Williams team principal James Vowles feels Formula 1 has a choice to make about whether it remains a meritocracy that rewards good engineering, or heads down a path that punishes it, amid the ongoing row over compression ratio rules.
It comes amid a move by rivals of Mercedes - which supplies Williams its customer engines - to get regulations changed.
Mercedes is under the spotlight because it is understood to have gained a performance advantage by exploiting a loophole in F1's new-for-2026 regulations regarding a compression ratio limit.
While the rules lay down a limit of 16:1, the measurement for that is taken at ambient temperature - and it is believed Mercedes has found a way to run at a higher level when its engine is running hot.
Mercedes' opposition are unhappy about the situation, with Ferrari, Audi, Honda and now Red Bull Powertrains working together to try to agree on a rule-change proposal for the compression ratio to be measured when engines are at operating temperature.
If the four manufacturers can reach consensus on a rules tweak, then in theory that could be enough to secure a super majority voting bloc to push an immediate regulations change through - providing it is also supported by the FIA and Formula One Management.
With the FIA having not declared its stance beyond saying it wants the matter sorted before the start of the season, Mercedes knows that how things develop from here is out of its hands.
Things are likely to reach a crunch point at a meeting of the F1 Commission that is set to take place next week in Bahrain during the testing period.
But for Vowles, the matter runs much deeper than simply being about the specifics of a checking procedure.
He said at stake was a critical call on whether F1 wants to stay true to the pioneering spirit of its past, or it wants to become a Balance of Performance-style series where technical advantages are wiped away for the sake of closing things up.
"We as a sport have to take care that this is not a BoP series," said Vowles ahead of the start of the second pre-season test in Bahrain.
"This is a meritocracy where the best engineering outcome effectively gets rewarded, not punished as a result.
"I'm sure other teams are pissed off they weren't able to achieve what Mercedes did, but we also need to take care.
"My hope is that sense prevails and that we, as a sport, recognise that we are here to be a meritocracy: [where the] best engineering solution wins as the result of it."

Vowles said he had been in regular dialogue with Mercedes team principal Toto Wolff and engine chief Hywel Thomas over the matter, and had no doubts that the current power unit design in his car is fully compliant with the rules as they stand.

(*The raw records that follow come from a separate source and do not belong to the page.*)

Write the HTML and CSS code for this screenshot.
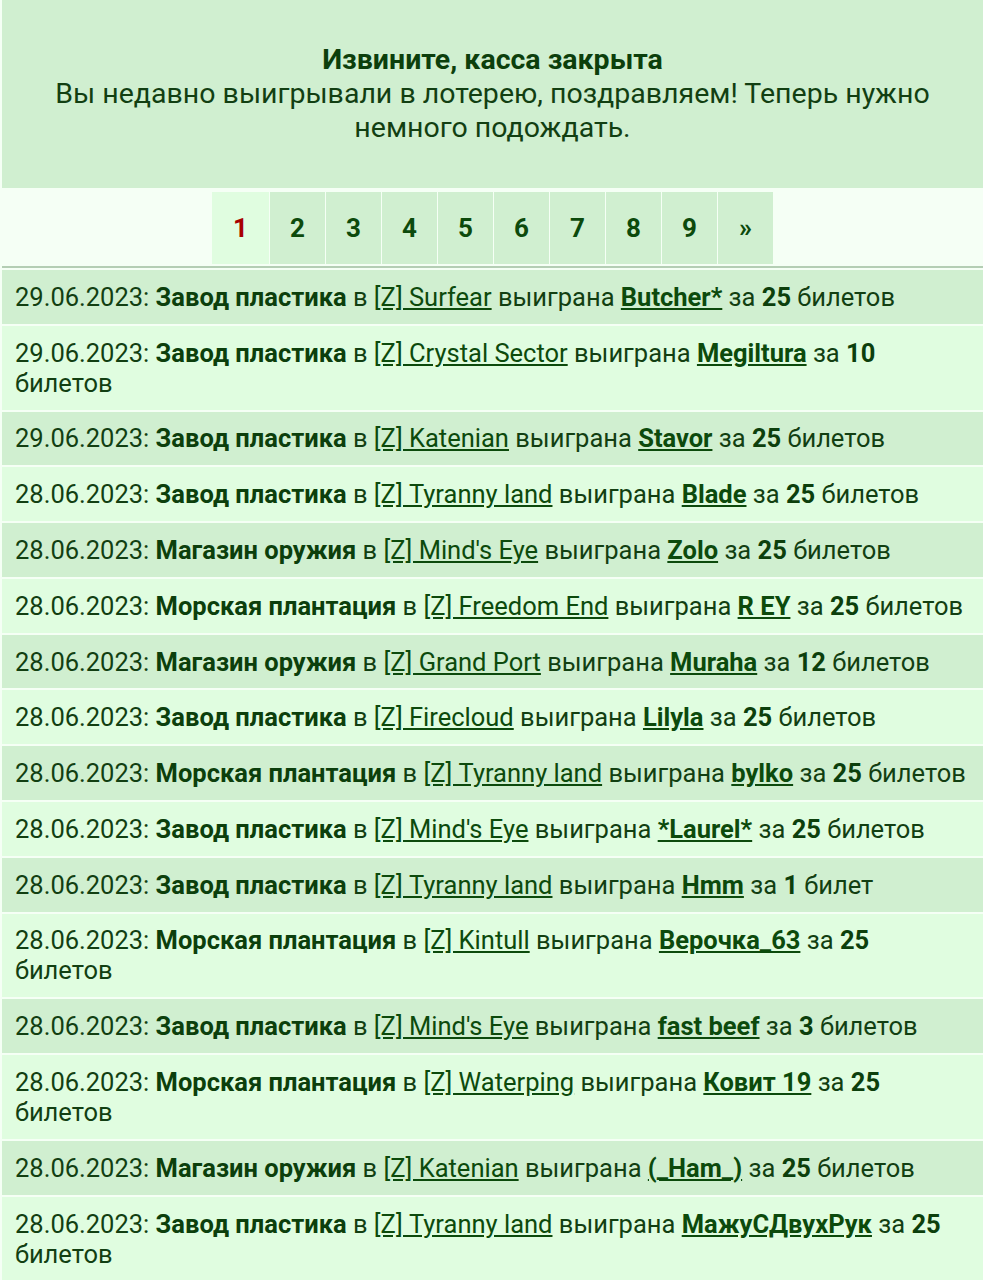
FILE: index.html
```html
<!DOCTYPE html>
<html lang="ru">
<head>
    <meta charset="UTF-8">
    <meta name="viewport" content="width=device-width, initial-scale=1.0">
    <title>Лотерея</title>
    <link rel="stylesheet" href="styles.css">
</head>
<body>

    <div class="notice">
        <div class="notice-title">Извините, касса закрыта</div>
        <div class="notice-text">Вы недавно выигрывали в лотерею, поздравляем! Теперь нужно немного подождать.</div>
    </div>

    <div class="pager">
        <span class="pager-item current">1</span>
        <a class="pager-item" href="#">2</a>
        <a class="pager-item" href="#">3</a>
        <a class="pager-item" href="#">4</a>
        <a class="pager-item" href="#">5</a>
        <a class="pager-item" href="#">6</a>
        <a class="pager-item" href="#">7</a>
        <a class="pager-item" href="#">8</a>
        <a class="pager-item" href="#">9</a>
        <a class="pager-item" href="#">&raquo;</a>
    </div>

    <div class="history">
        <div class="history-row">29.06.2023: <b>Завод пластика</b> в <a href="#">[Z] Surfear</a> выиграна <a class="winner" href="#">Butcher*</a> за <b>25</b> билетов</div>
        <div class="history-row">29.06.2023: <b>Завод пластика</b> в <a href="#">[Z] Crystal Sector</a> выиграна <a class="winner" href="#">Megiltura</a> за <b>10</b> билетов</div>
        <div class="history-row">29.06.2023: <b>Завод пластика</b> в <a href="#">[Z] Katenian</a> выиграна <a class="winner" href="#">Stavor</a> за <b>25</b> билетов</div>
        <div class="history-row">28.06.2023: <b>Завод пластика</b> в <a href="#">[Z] Tyranny land</a> выиграна <a class="winner" href="#">Blade</a> за <b>25</b> билетов</div>
        <div class="history-row">28.06.2023: <b>Магазин оружия</b> в <a href="#">[Z] Mind's Eye</a> выиграна <a class="winner" href="#">Zolo</a> за <b>25</b> билетов</div>
        <div class="history-row">28.06.2023: <b>Морская плантация</b> в <a href="#">[Z] Freedom End</a> выиграна <a class="winner" href="#">R EY</a> за <b>25</b> билетов</div>
        <div class="history-row">28.06.2023: <b>Магазин оружия</b> в <a href="#">[Z] Grand Port</a> выиграна <a class="winner" href="#">Muraha</a> за <b>12</b> билетов</div>
        <div class="history-row">28.06.2023: <b>Завод пластика</b> в <a href="#">[Z] Firecloud</a> выиграна <a class="winner" href="#">Lilyla</a> за <b>25</b> билетов</div>
        <div class="history-row">28.06.2023: <b>Морская плантация</b> в <a href="#">[Z] Tyranny land</a> выиграна <a class="winner" href="#">bylko</a> за <b>25</b> билетов</div>
        <div class="history-row">28.06.2023: <b>Завод пластика</b> в <a href="#">[Z] Mind's Eye</a> выиграна <a class="winner" href="#">*Laurel*</a> за <b>25</b> билетов</div>
        <div class="history-row">28.06.2023: <b>Завод пластика</b> в <a href="#">[Z] Tyranny land</a> выиграна <a class="winner" href="#">Hmm</a> за <b>1</b> билет</div>
        <div class="history-row">28.06.2023: <b>Морская плантация</b> в <a href="#">[Z] Kintull</a> выиграна <a class="winner" href="#">Верочка_63</a> за <b>25</b> билетов</div>
        <div class="history-row">28.06.2023: <b>Завод пластика</b> в <a href="#">[Z] Mind's Eye</a> выиграна <a class="winner" href="#">fast beef</a> за <b>3</b> билетов</div>
        <div class="history-row">28.06.2023: <b>Морская плантация</b> в <a href="#">[Z] Waterping</a> выиграна <a class="winner" href="#">Ковит 19</a> за <b>25</b> билетов</div>
        <div class="history-row">28.06.2023: <b>Магазин оружия</b> в <a href="#">[Z] Katenian</a> выиграна <a class="winner" href="#">(_Ham_)</a> за <b>25</b> билетов</div>
        <div class="history-row">28.06.2023: <b>Завод пластика</b> в <a href="#">[Z] Tyranny land</a> выиграна <a class="winner" href="#">МажуСДвухРук</a> за <b>25</b> билетов</div>
    </div>

</body>
</html>
```

FILE: styles.css
```css
body {
    margin: 0;
    padding: 0 0 0 2px;
    background-color: #f5fff5;
    color: #123f12;
    font-family: Roboto, "Noto Sans", sans-serif;
}

a {
    color: #0c4a0c;
}

b {
    color: #0c3f0c;
}

.notice {
    background-color: #d0efd0;
    text-align: center;
    padding: 43px 20px;
    font-size: 28.5px;
    line-height: 34px;
}

    .notice-title {
        font-weight: bold;
        color: #0c3f0c;
    }

.pager {
    display: flex;
    justify-content: center;
    gap: 1.5px;
    padding: 4px 0 2px;
    border-bottom: 2px solid #b4ceb4;
    margin-bottom: 2px;
}

    .pager-item {
        width: 54.5px;
        height: 72px;
        display: flex;
        align-items: center;
        justify-content: center;
        background-color: #d0efd0;
        color: #0c4a0c;
        font-size: 26px;
        font-weight: bold;
        text-decoration: none;
    }

        .pager-item.current {
            background-color: #e0fde0;
            color: #a80000;
            width: 56.5px;
        }

.history-row {
    background-color: #e0fde0;
    font-size: 25.5px;
    line-height: 30px;
    padding: 11.9px 13px;
    margin-bottom: 2px;
}

    .history-row:nth-child(odd) {
        background-color: #d0efd0;
    }

    .history-row .winner {
        font-weight: bold;
    }
```
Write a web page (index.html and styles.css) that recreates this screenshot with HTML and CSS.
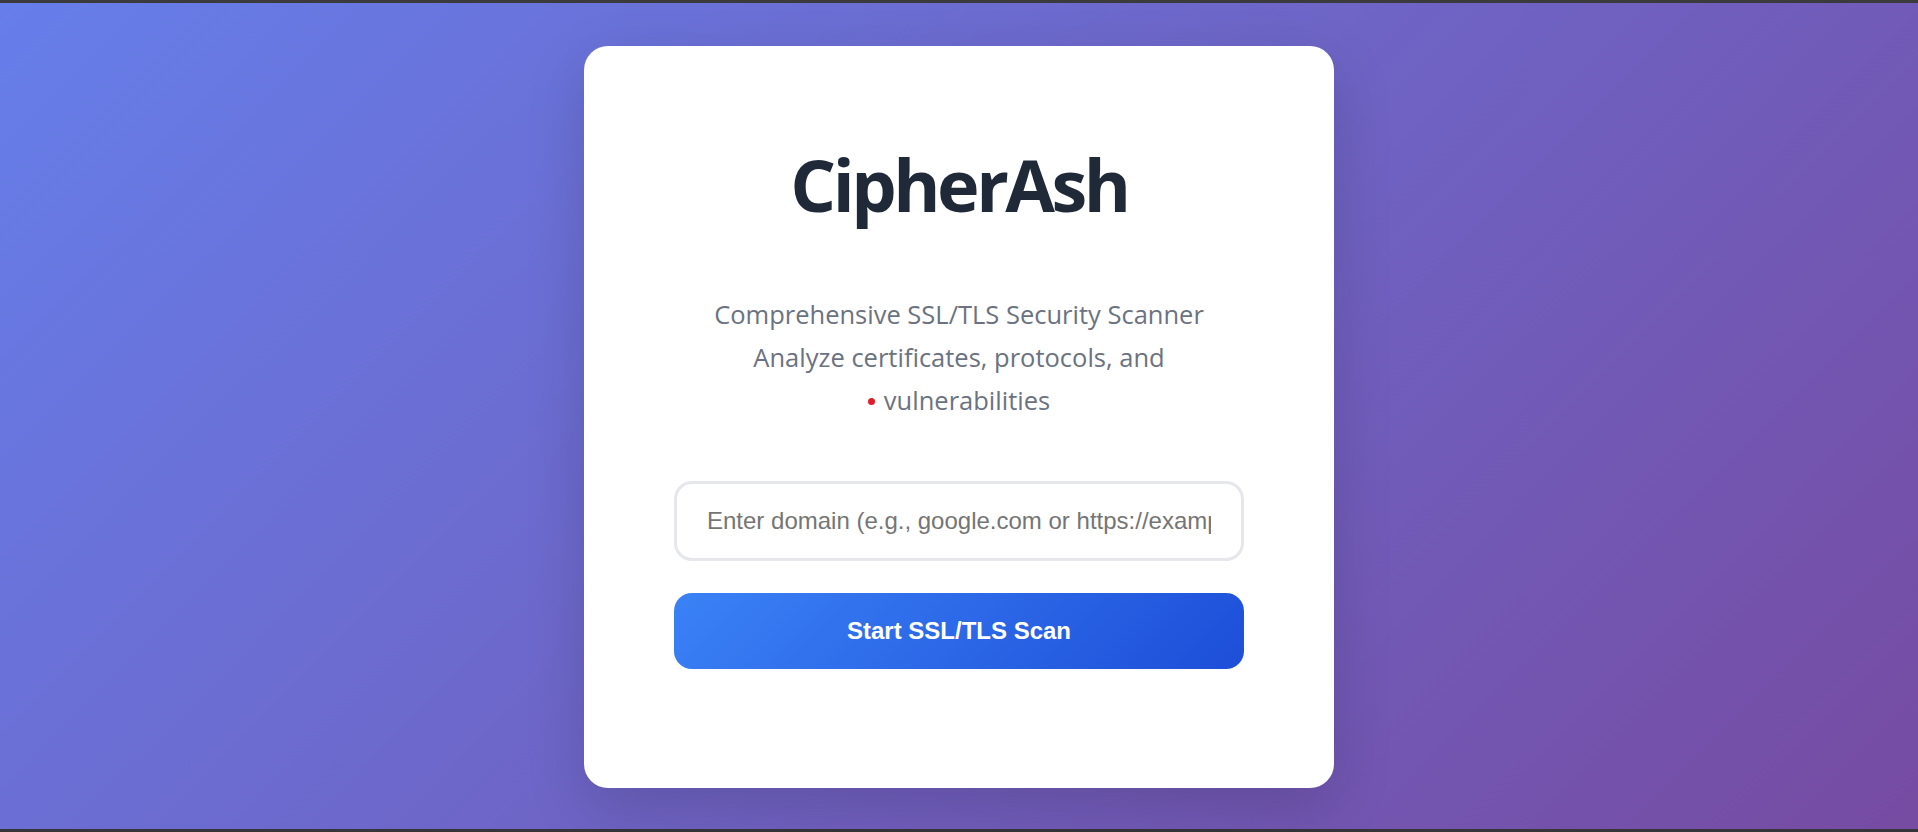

But, with question marks over whether the engine could run if the rules were changed, Vowles said that careful thought needs to be given to any move that would alter the compression ratio testing procedure.
Asked about the implications of a successful move by the four Mercedes rivals that meant the rules change, Vowles said: "First of all, they have to come up with a regulation, and good luck with testing power units in the conditions you're trying to run on track.
"And the second element of things is what you do when you have effectively changed the rules that now mean, if we are not legal to it, that there are eight cars not participating on the grid.
"And that's what I meant by we as a sport have to really think about what the implication of this change is."
The FIA has held a series of meetings with power unit manufacturers as well as technical experts over recent weeks to try to get a better understanding of how new procedures could work.
Speaking in a video that was released by the FIA this week, single-seater director Nikolas Tombazis said the FIA did not want the controversy to remain unresolved heading into the start of the season.
"We are determined to make this a championship of competition between the best drivers, best engineers, the teams, but not a championship of rule interpretation," he said.
"We want it to be a championship of engineering prowess as well as driving prowess, but not just a smarter rule interpreter."